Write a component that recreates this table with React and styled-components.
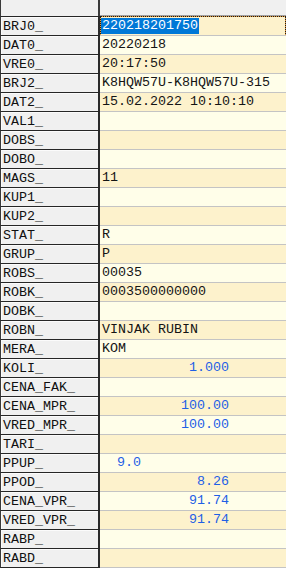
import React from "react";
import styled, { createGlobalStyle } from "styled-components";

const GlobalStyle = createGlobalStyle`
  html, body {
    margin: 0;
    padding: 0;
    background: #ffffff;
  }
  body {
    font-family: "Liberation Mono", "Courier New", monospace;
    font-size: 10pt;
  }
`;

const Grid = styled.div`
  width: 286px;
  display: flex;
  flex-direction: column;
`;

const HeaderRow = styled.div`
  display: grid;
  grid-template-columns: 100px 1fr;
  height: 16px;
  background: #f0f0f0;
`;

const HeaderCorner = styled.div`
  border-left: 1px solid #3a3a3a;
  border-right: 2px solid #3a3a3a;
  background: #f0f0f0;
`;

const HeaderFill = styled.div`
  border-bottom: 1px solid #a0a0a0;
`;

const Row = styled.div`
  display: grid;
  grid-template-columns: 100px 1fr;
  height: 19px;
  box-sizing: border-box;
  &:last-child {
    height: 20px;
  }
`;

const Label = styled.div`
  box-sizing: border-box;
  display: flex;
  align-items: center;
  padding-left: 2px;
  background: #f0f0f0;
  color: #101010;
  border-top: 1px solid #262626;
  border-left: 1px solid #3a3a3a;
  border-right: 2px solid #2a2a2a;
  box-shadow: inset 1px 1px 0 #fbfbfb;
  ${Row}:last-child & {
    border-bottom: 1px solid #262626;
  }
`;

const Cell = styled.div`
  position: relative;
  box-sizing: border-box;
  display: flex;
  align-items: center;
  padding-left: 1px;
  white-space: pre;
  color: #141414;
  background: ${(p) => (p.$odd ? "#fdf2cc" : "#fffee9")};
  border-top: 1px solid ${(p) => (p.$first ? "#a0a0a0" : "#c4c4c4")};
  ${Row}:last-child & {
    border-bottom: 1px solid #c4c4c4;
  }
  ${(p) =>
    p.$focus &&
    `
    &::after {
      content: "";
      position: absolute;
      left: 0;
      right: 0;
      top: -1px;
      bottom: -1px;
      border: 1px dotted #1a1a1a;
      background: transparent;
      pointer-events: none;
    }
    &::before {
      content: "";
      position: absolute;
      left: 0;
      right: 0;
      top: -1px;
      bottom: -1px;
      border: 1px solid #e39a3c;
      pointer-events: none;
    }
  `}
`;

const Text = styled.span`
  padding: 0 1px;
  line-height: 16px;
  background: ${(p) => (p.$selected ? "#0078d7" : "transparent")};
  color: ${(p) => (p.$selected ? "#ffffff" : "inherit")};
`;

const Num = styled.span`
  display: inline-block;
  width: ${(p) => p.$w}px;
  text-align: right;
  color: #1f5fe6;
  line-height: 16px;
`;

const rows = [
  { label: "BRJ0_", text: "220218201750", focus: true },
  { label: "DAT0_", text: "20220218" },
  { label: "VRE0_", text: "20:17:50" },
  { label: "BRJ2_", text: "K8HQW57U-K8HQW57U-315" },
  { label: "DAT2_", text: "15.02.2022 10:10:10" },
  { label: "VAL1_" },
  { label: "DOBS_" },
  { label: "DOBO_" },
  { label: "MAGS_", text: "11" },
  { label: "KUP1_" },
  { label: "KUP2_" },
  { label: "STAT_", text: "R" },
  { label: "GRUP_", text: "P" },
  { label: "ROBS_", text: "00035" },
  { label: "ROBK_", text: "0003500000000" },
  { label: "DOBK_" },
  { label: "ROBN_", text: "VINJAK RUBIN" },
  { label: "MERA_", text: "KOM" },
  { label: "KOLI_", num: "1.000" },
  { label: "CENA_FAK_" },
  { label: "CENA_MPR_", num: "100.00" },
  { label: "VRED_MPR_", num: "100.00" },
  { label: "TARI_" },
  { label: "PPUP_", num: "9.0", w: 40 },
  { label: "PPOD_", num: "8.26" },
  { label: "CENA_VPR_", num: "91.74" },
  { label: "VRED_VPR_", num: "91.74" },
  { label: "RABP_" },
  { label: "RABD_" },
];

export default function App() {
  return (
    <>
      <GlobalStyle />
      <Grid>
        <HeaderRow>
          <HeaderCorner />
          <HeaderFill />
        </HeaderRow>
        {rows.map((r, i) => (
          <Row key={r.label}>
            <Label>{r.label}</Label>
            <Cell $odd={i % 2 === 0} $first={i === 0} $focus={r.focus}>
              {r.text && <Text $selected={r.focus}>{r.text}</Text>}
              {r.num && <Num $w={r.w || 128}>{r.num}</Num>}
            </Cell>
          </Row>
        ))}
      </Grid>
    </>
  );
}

**Set problem:** Print out the lines exactly, skipping any picture.

**Response below:**
Write a component that recreates this table with React and styled-components.
import React from "react";
import styled, { createGlobalStyle } from "styled-components";

const GlobalStyle = createGlobalStyle`
  html, body {
    margin: 0;
    padding: 0;
    background: #ffffff;
  }
  body {
    font-family: "Liberation Mono", "Courier New", monospace;
    font-size: 10pt;
  }
`;

const Grid = styled.div`
  width: 286px;
  display: flex;
  flex-direction: column;
`;

const HeaderRow = styled.div`
  display: grid;
  grid-template-columns: 100px 1fr;
  height: 16px;
  background: #f0f0f0;
`;

const HeaderCorner = styled.div`
  border-left: 1px solid #3a3a3a;
  border-right: 2px solid #3a3a3a;
  background: #f0f0f0;
`;

const HeaderFill = styled.div`
  border-bottom: 1px solid #a0a0a0;
`;

const Row = styled.div`
  display: grid;
  grid-template-columns: 100px 1fr;
  height: 19px;
  box-sizing: border-box;
  &:last-child {
    height: 20px;
  }
`;

const Label = styled.div`
  box-sizing: border-box;
  display: flex;
  align-items: center;
  padding-left: 2px;
  background: #f0f0f0;
  color: #101010;
  border-top: 1px solid #262626;
  border-left: 1px solid #3a3a3a;
  border-right: 2px solid #2a2a2a;
  box-shadow: inset 1px 1px 0 #fbfbfb;
  ${Row}:last-child & {
    border-bottom: 1px solid #262626;
  }
`;

const Cell = styled.div`
  position: relative;
  box-sizing: border-box;
  display: flex;
  align-items: center;
  padding-left: 1px;
  white-space: pre;
  color: #141414;
  background: ${(p) => (p.$odd ? "#fdf2cc" : "#fffee9")};
  border-top: 1px solid ${(p) => (p.$first ? "#a0a0a0" : "#c4c4c4")};
  ${Row}:last-child & {
    border-bottom: 1px solid #c4c4c4;
  }
  ${(p) =>
    p.$focus &&
    `
    &::after {
      content: "";
      position: absolute;
      left: 0;
      right: 0;
      top: -1px;
      bottom: -1px;
      border: 1px dotted #1a1a1a;
      background: transparent;
      pointer-events: none;
    }
    &::before {
      content: "";
      position: absolute;
      left: 0;
      right: 0;
      top: -1px;
      bottom: -1px;
      border: 1px solid #e39a3c;
      pointer-events: none;
    }
  `}
`;

const Text = styled.span`
  padding: 0 1px;
  line-height: 16px;
  background: ${(p) => (p.$selected ? "#0078d7" : "transparent")};
  color: ${(p) => (p.$selected ? "#ffffff" : "inherit")};
`;

const Num = styled.span`
  display: inline-block;
  width: ${(p) => p.$w}px;
  text-align: right;
  color: #1f5fe6;
  line-height: 16px;
`;

const rows = [
  { label: "BRJ0_", text: "220218201750", focus: true },
  { label: "DAT0_", text: "20220218" },
  { label: "VRE0_", text: "20:17:50" },
  { label: "BRJ2_", text: "K8HQW57U-K8HQW57U-315" },
  { label: "DAT2_", text: "15.02.2022 10:10:10" },
  { label: "VAL1_" },
  { label: "DOBS_" },
  { label: "DOBO_" },
  { label: "MAGS_", text: "11" },
  { label: "KUP1_" },
  { label: "KUP2_" },
  { label: "STAT_", text: "R" },
  { label: "GRUP_", text: "P" },
  { label: "ROBS_", text: "00035" },
  { label: "ROBK_", text: "0003500000000" },
  { label: "DOBK_" },
  { label: "ROBN_", text: "VINJAK RUBIN" },
  { label: "MERA_", text: "KOM" },
  { label: "KOLI_", num: "1.000" },
  { label: "CENA_FAK_" },
  { label: "CENA_MPR_", num: "100.00" },
  { label: "VRED_MPR_", num: "100.00" },
  { label: "TARI_" },
  { label: "PPUP_", num: "9.0", w: 40 },
  { label: "PPOD_", num: "8.26" },
  { label: "CENA_VPR_", num: "91.74" },
  { label: "VRED_VPR_", num: "91.74" },
  { label: "RABP_" },
  { label: "RABD_" },
];

export default function App() {
  return (
    <>
      <GlobalStyle />
      <Grid>
        <HeaderRow>
          <HeaderCorner />
          <HeaderFill />
        </HeaderRow>
        {rows.map((r, i) => (
          <Row key={r.label}>
            <Label>{r.label}</Label>
            <Cell $odd={i % 2 === 0} $first={i === 0} $focus={r.focus}>
              {r.text && <Text $selected={r.focus}>{r.text}</Text>}
              {r.num && <Num $w={r.w || 128}>{r.num}</Num>}
            </Cell>
          </Row>
        ))}
      </Grid>
    </>
  );
}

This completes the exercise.